**What to produce**
Quote every line as written. Omit pictures.

**Data**
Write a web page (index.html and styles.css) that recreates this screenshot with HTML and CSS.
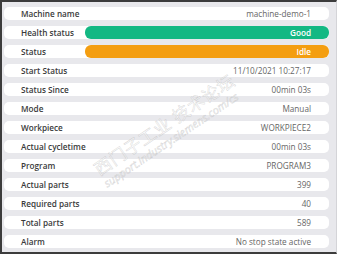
FILE: index.html
```html
<!DOCTYPE html>
<html lang="en">

<head>
    <meta charset="UTF-8">
    <meta name="viewport" content="width=device-width, initial-scale=1.0">
    <title>Machine Status</title>
    <link rel="stylesheet" href="styles.css">
</head>

<body>
    <div class="frame">
        <div class="list">
            <div class="row"><span class="label">Machine name</span><span class="value">machine-demo-1</span></div>
            <div class="row"><span class="label">Health status</span><span class="value pill good">Good</span></div>
            <div class="row"><span class="label">Status</span><span class="value pill idle">Idle</span></div>
            <div class="row"><span class="label">Start Status</span><span class="value">11/10/2021 10:27:17</span></div>
            <div class="row"><span class="label">Status Since</span><span class="value">00min 03s</span></div>
            <div class="row"><span class="label">Mode</span><span class="value">Manual</span></div>
            <div class="row"><span class="label">Workpiece</span><span class="value">WORKPIECE2</span></div>
            <div class="row"><span class="label">Actual cycletime</span><span class="value">00min 03s</span></div>
            <div class="row"><span class="label">Program</span><span class="value">PROGRAM3</span></div>
            <div class="row"><span class="label">Actual parts</span><span class="value">399</span></div>
            <div class="row"><span class="label">Required parts</span><span class="value">40</span></div>
            <div class="row"><span class="label">Total parts</span><span class="value">589</span></div>
            <div class="row"><span class="label">Alarm</span><span class="value">No stop state active</span></div>
        </div>

        <div class="watermark">
            <div class="wm-big">西门子工业 技术论坛</div>
            <div class="wm-small">support.industry.siemens.com/cs</div>
        </div>
    </div>
</body>

</html>
```

FILE: styles.css
```css
html, body {
    margin: 0;
    padding: 0;
}

body {
    font-family: "Open Sans", "Noto Sans CJK SC", sans-serif;
    font-size: 8.2px;
    background-color: #e8e8ec;
}

.frame {
    position: relative;
    width: 337px;
    height: 254px;
    box-sizing: border-box;
    border-left: 2px solid #3c3c3c;
    border-top: 2px solid #3c3c3c;
    border-bottom: 2px solid #3c3c3c;
    border-right: 1px solid #d4d4d8;
    background-color: #e8e8ec;
    padding: 5px 7px 0 2px;
    overflow: hidden;
}

.list {
    display: flex;
    flex-direction: column;
    gap: 6px;
}

.row {
    display: flex;
    align-items: center;
    height: 13px;
    background-color: #fff;
    border-radius: 5px;
}

.label {
    width: 64px;
    flex: none;
    padding-left: 17px;
    font-weight: 600;
    color: #3a3a3a;
    white-space: nowrap;
}

.value {
    flex: 1;
    text-align: right;
    padding-right: 18px;
    color: #666;
    white-space: nowrap;
}

.pill {
    align-self: stretch;
    display: flex;
    align-items: center;
    justify-content: flex-end;
    border-radius: 6px;
    color: #fff;
    font-weight: 600;
}

.good {
    background-color: #13b883;
}

.idle {
    background-color: #f49e11;
}

.watermark {
    position: absolute;
    left: 166px;
    top: 128px;
    transform: translate(-50%, -50%) rotate(-34deg);
    text-align: left;
    color: rgba(255, 255, 255, 0.55);
    -webkit-text-stroke: 0.5px rgba(140, 140, 140, 0.35);
    pointer-events: none;
    white-space: nowrap;
    line-height: 1;
}

.wm-big {
    font-size: 17px;
    letter-spacing: 0.8px;
}

.wm-small {
    font-size: 11px;
    font-style: italic;
    margin-top: 2px;
}
```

**The reply**
Write a web page (index.html and styles.css) that recreates this screenshot with HTML and CSS.
FILE: index.html
```html
<!DOCTYPE html>
<html lang="en">

<head>
    <meta charset="UTF-8">
    <meta name="viewport" content="width=device-width, initial-scale=1.0">
    <title>Machine Status</title>
    <link rel="stylesheet" href="styles.css">
</head>

<body>
    <div class="frame">
        <div class="list">
            <div class="row"><span class="label">Machine name</span><span class="value">machine-demo-1</span></div>
            <div class="row"><span class="label">Health status</span><span class="value pill good">Good</span></div>
            <div class="row"><span class="label">Status</span><span class="value pill idle">Idle</span></div>
            <div class="row"><span class="label">Start Status</span><span class="value">11/10/2021 10:27:17</span></div>
            <div class="row"><span class="label">Status Since</span><span class="value">00min 03s</span></div>
            <div class="row"><span class="label">Mode</span><span class="value">Manual</span></div>
            <div class="row"><span class="label">Workpiece</span><span class="value">WORKPIECE2</span></div>
            <div class="row"><span class="label">Actual cycletime</span><span class="value">00min 03s</span></div>
            <div class="row"><span class="label">Program</span><span class="value">PROGRAM3</span></div>
            <div class="row"><span class="label">Actual parts</span><span class="value">399</span></div>
            <div class="row"><span class="label">Required parts</span><span class="value">40</span></div>
            <div class="row"><span class="label">Total parts</span><span class="value">589</span></div>
            <div class="row"><span class="label">Alarm</span><span class="value">No stop state active</span></div>
        </div>

        <div class="watermark">
            <div class="wm-big">西门子工业 技术论坛</div>
            <div class="wm-small">support.industry.siemens.com/cs</div>
        </div>
    </div>
</body>

</html>
```

FILE: styles.css
```css
html, body {
    margin: 0;
    padding: 0;
}

body {
    font-family: "Open Sans", "Noto Sans CJK SC", sans-serif;
    font-size: 8.2px;
    background-color: #e8e8ec;
}

.frame {
    position: relative;
    width: 337px;
    height: 254px;
    box-sizing: border-box;
    border-left: 2px solid #3c3c3c;
    border-top: 2px solid #3c3c3c;
    border-bottom: 2px solid #3c3c3c;
    border-right: 1px solid #d4d4d8;
    background-color: #e8e8ec;
    padding: 5px 7px 0 2px;
    overflow: hidden;
}

.list {
    display: flex;
    flex-direction: column;
    gap: 6px;
}

.row {
    display: flex;
    align-items: center;
    height: 13px;
    background-color: #fff;
    border-radius: 5px;
}

.label {
    width: 64px;
    flex: none;
    padding-left: 17px;
    font-weight: 600;
    color: #3a3a3a;
    white-space: nowrap;
}

.value {
    flex: 1;
    text-align: right;
    padding-right: 18px;
    color: #666;
    white-space: nowrap;
}

.pill {
    align-self: stretch;
    display: flex;
    align-items: center;
    justify-content: flex-end;
    border-radius: 6px;
    color: #fff;
    font-weight: 600;
}

.good {
    background-color: #13b883;
}

.idle {
    background-color: #f49e11;
}

.watermark {
    position: absolute;
    left: 166px;
    top: 128px;
    transform: translate(-50%, -50%) rotate(-34deg);
    text-align: left;
    color: rgba(255, 255, 255, 0.55);
    -webkit-text-stroke: 0.5px rgba(140, 140, 140, 0.35);
    pointer-events: none;
    white-space: nowrap;
    line-height: 1;
}

.wm-big {
    font-size: 17px;
    letter-spacing: 0.8px;
}

.wm-small {
    font-size: 11px;
    font-style: italic;
    margin-top: 2px;
}
```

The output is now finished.